As you can't divide a number by $\displaystyle 0$ either $\displaystyle 3x+2>0$ or $\displaystyle 3x+2<0$ so in the first case $\displaystyle x>-\frac{2}{3}$ and in the second case $\displaystyle x<-\frac{2}{3}$ so $\displaystyle x$ is any real number excluding $\displaystyle -\frac{2}{3}$

Does that help? I may have misunderstood your question...
• Jun 21st 2009, 01:25 AM
TheAbstractionist
You want to solve the inequality $\displaystyle \frac{12}{3x+2}>0.$

Since the numberator 12 is positive, the denominator must be positive as well.
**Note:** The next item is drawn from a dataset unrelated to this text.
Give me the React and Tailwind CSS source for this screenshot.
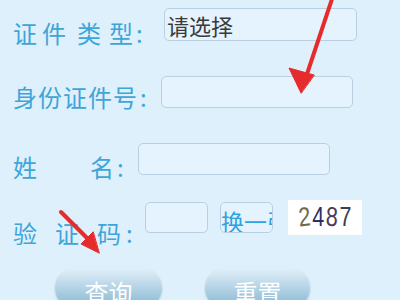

Hence

$\displaystyle \frac{12}{3x+2}\ >\ 0.$

$\displaystyle \implies\ 3x+2\ >\ 0$

$\displaystyle \implies\ 3x\ >\ -2$

$\displaystyle \implies\ x\ >\ \frac{-2}3$
• Jun 21st 2009, 01:26 AM
SENTINEL4
Quote:

Originally Posted by Stroodle
... so $\displaystyle x$ is any real number excluding $\displaystyle -\frac{2}{3}$
...

But if we take x=-1 then it would be $\displaystyle \frac{12}{3(-1)+2} = \frac{12}{-3+2} = \frac{12}{-1} = -12 < 0$ but we want the fraction to be >0.
• Jun 21st 2009, 01:38 AM
Prove It
Quote:

Originally Posted by Peleus
Hi all, I've got a inequality question. Should be basic but it's stuffing me up for some reason. I'll explain why in a moment. $\displaystyle \frac{12}{3x + 2} > 0$ I'll go through a sample question, to explain how I usually solve it. $\displaystyle \frac{12}{3x + 2} > 2 \frac{12}{3x + 2} - 2 > 0 \frac{8 - 6x}{3x + 2} > 0$ Then solve for each case... $\displaystyle 8 - 6x = 0 x = \frac{4}{3} 3x + 2 = 0 x = \frac{-2}{3}$ Then plot these on a number line and determine the range etc. What stuffs me up with the original question is the > 0. I've got nothing on the other side, to bring over and essentially get the x's up the top. The correct answer is -2/3 < x < 1/3. I can get the first half, however I'm not sure how to get the 1/3 answer. P.s. Sorry but the formatting seems to be stuffing up for some reason. I had this nicely spaced out but posting seemed to destroy it.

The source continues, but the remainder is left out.